* BEGIN GIVEN DATA *

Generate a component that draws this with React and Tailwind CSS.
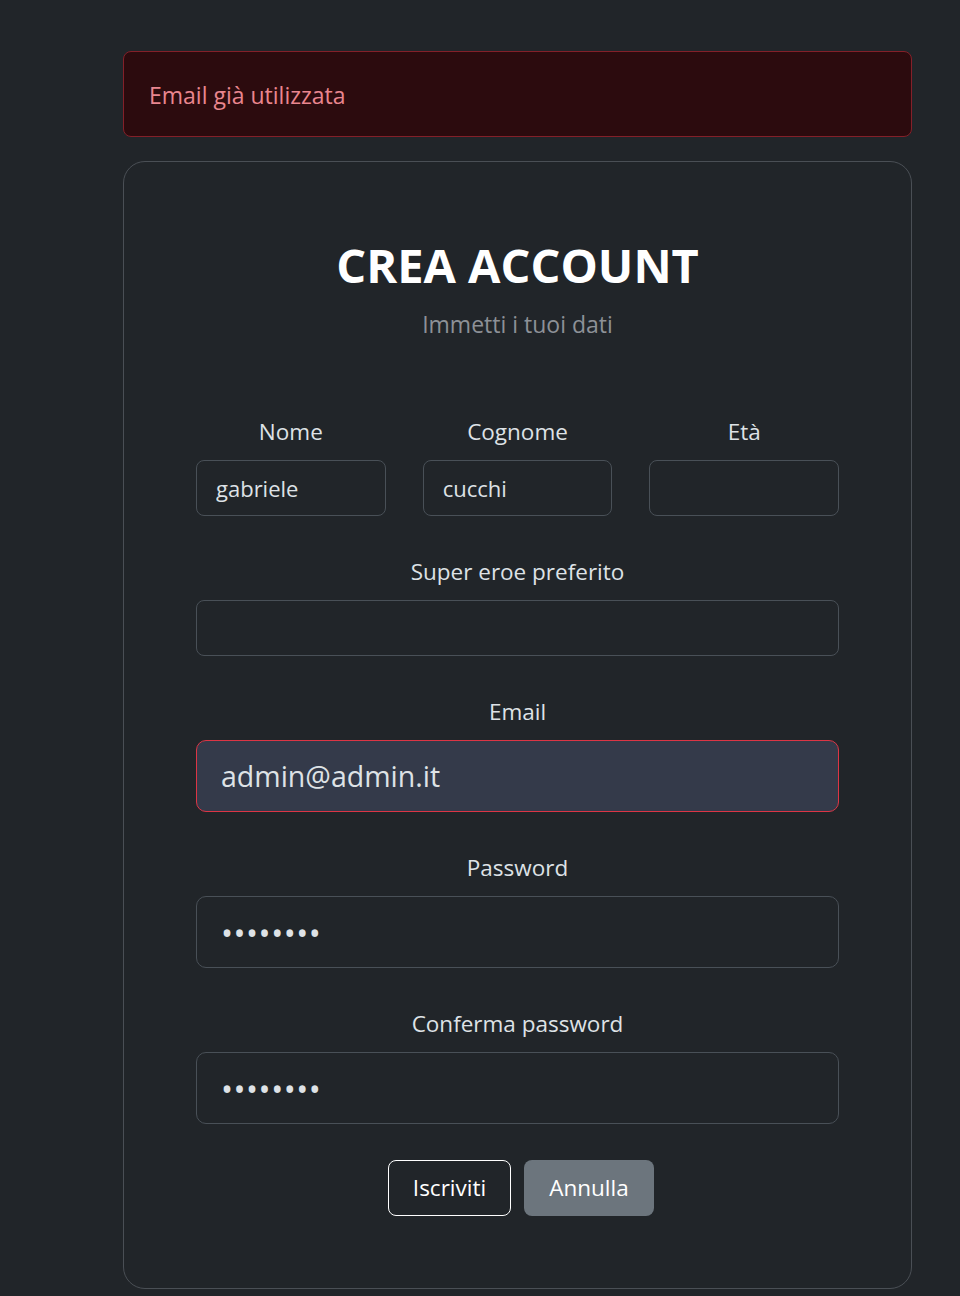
const font = { fontFamily: '"Open Sans", "Noto Sans", sans-serif' };

function Field({ label, value = '', type = 'text', big = false, invalid = false, className = '' }) {
  const size = type === 'password' ? 'text-[32px] tracking-[0.5px]' : big ? 'text-[28.5px]' : 'text-[22px]';
  const base = big
    ? `h-[72px] px-[24px] rounded-[10px] ${size}`
    : `h-[56px] px-[19px] rounded-[8px] ${size}`;
  const tone = invalid ? 'bg-[#343a4a] border-[#dc3545]' : 'bg-[#212529] border-[#495057]';
  return (
    <div className={'flex flex-col ' + className}>
      <label className="text-[22.5px] leading-[30px] text-[#dee2e6] text-center">{label}</label>
      <input
        type={type}
        readOnly
        value={value}
        className={`mt-[13px] w-full border ${tone} ${base} text-[#dee2e6] outline-none`}
        style={font}
      />
    </div>
  );
}

export default function App() {
  return (
    <div className="min-h-[1296px] bg-[#212529] pt-[51px] pb-[8px]" style={font}>
      <div className="ml-[123px] w-[789px]">
        <div className="h-[86px] flex items-center px-[25px] pt-[3px] bg-[#2c0b0e] border border-[#842029] rounded-[8px] text-[23px] text-[#ea868f]">
          Email già utilizzata
        </div>

        <div className="mt-[24px] border border-[#4a4f55] rounded-[22px] px-[72px] pt-[74px] pb-[72px]">
          <h1 className="text-[47px] leading-[58px] font-bold text-white text-center">CREA ACCOUNT</h1>
          <p className="mt-[15px] text-[23px] leading-[30px] text-[#8d9197] text-center">Immetti i tuoi dati</p>

          <div className="mt-[78px] grid grid-cols-3 gap-[37px]">
            <Field label="Nome" value="gabriele" />
            <Field label="Cognome" value="cucchi" />
            <Field label="Età" />
          </div>

          <Field label="Super eroe preferito" className="mt-[41px]" />
          <Field label="Email" value="admin@admin.it" big invalid className="mt-[41px]" />
          <Field label="Password" type="password" value="password" big className="mt-[41px]" />
          <Field label="Conferma password" type="password" value="password" big className="mt-[41px]" />

          <div className="mt-[36px] pl-[7px] flex justify-center gap-[13px]">
            <button className="h-[56px] w-[123px] border border-white rounded-[8px] text-[22.5px] text-white bg-transparent" style={font}>
              Iscriviti
            </button>
            <button className="h-[56px] w-[130px] rounded-[8px] text-[22.5px] text-white bg-[#6c757d]" style={font}>
              Annulla
            </button>
          </div>
        </div>
      </div>
    </div>
  );
}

* END GIVEN DATA *

▶ [TASK DESCRIPTION]: Write out the full listing verbatim, excluding its pictures.

▶ [RESPONSE FOR THIS EXERCISE]:
Generate a component that draws this with React and Tailwind CSS.
const font = { fontFamily: '"Open Sans", "Noto Sans", sans-serif' };

function Field({ label, value = '', type = 'text', big = false, invalid = false, className = '' }) {
  const size = type === 'password' ? 'text-[32px] tracking-[0.5px]' : big ? 'text-[28.5px]' : 'text-[22px]';
  const base = big
    ? `h-[72px] px-[24px] rounded-[10px] ${size}`
    : `h-[56px] px-[19px] rounded-[8px] ${size}`;
  const tone = invalid ? 'bg-[#343a4a] border-[#dc3545]' : 'bg-[#212529] border-[#495057]';
  return (
    <div className={'flex flex-col ' + className}>
      <label className="text-[22.5px] leading-[30px] text-[#dee2e6] text-center">{label}</label>
      <input
        type={type}
        readOnly
        value={value}
        className={`mt-[13px] w-full border ${tone} ${base} text-[#dee2e6] outline-none`}
        style={font}
      />
    </div>
  );
}

export default function App() {
  return (
    <div className="min-h-[1296px] bg-[#212529] pt-[51px] pb-[8px]" style={font}>
      <div className="ml-[123px] w-[789px]">
        <div className="h-[86px] flex items-center px-[25px] pt-[3px] bg-[#2c0b0e] border border-[#842029] rounded-[8px] text-[23px] text-[#ea868f]">
          Email già utilizzata
        </div>

        <div className="mt-[24px] border border-[#4a4f55] rounded-[22px] px-[72px] pt-[74px] pb-[72px]">
          <h1 className="text-[47px] leading-[58px] font-bold text-white text-center">CREA ACCOUNT</h1>
          <p className="mt-[15px] text-[23px] leading-[30px] text-[#8d9197] text-center">Immetti i tuoi dati</p>

          <div className="mt-[78px] grid grid-cols-3 gap-[37px]">
            <Field label="Nome" value="gabriele" />
            <Field label="Cognome" value="cucchi" />
            <Field label="Età" />
          </div>

          <Field label="Super eroe preferito" className="mt-[41px]" />
          <Field label="Email" value="admin@admin.it" big invalid className="mt-[41px]" />
          <Field label="Password" type="password" value="password" big className="mt-[41px]" />
          <Field label="Conferma password" type="password" value="password" big className="mt-[41px]" />

          <div className="mt-[36px] pl-[7px] flex justify-center gap-[13px]">
            <button className="h-[56px] w-[123px] border border-white rounded-[8px] text-[22.5px] text-white bg-transparent" style={font}>
              Iscriviti
            </button>
            <button className="h-[56px] w-[130px] rounded-[8px] text-[22.5px] text-white bg-[#6c757d]" style={font}>
              Annulla
            </button>
          </div>
        </div>
      </div>
    </div>
  );
}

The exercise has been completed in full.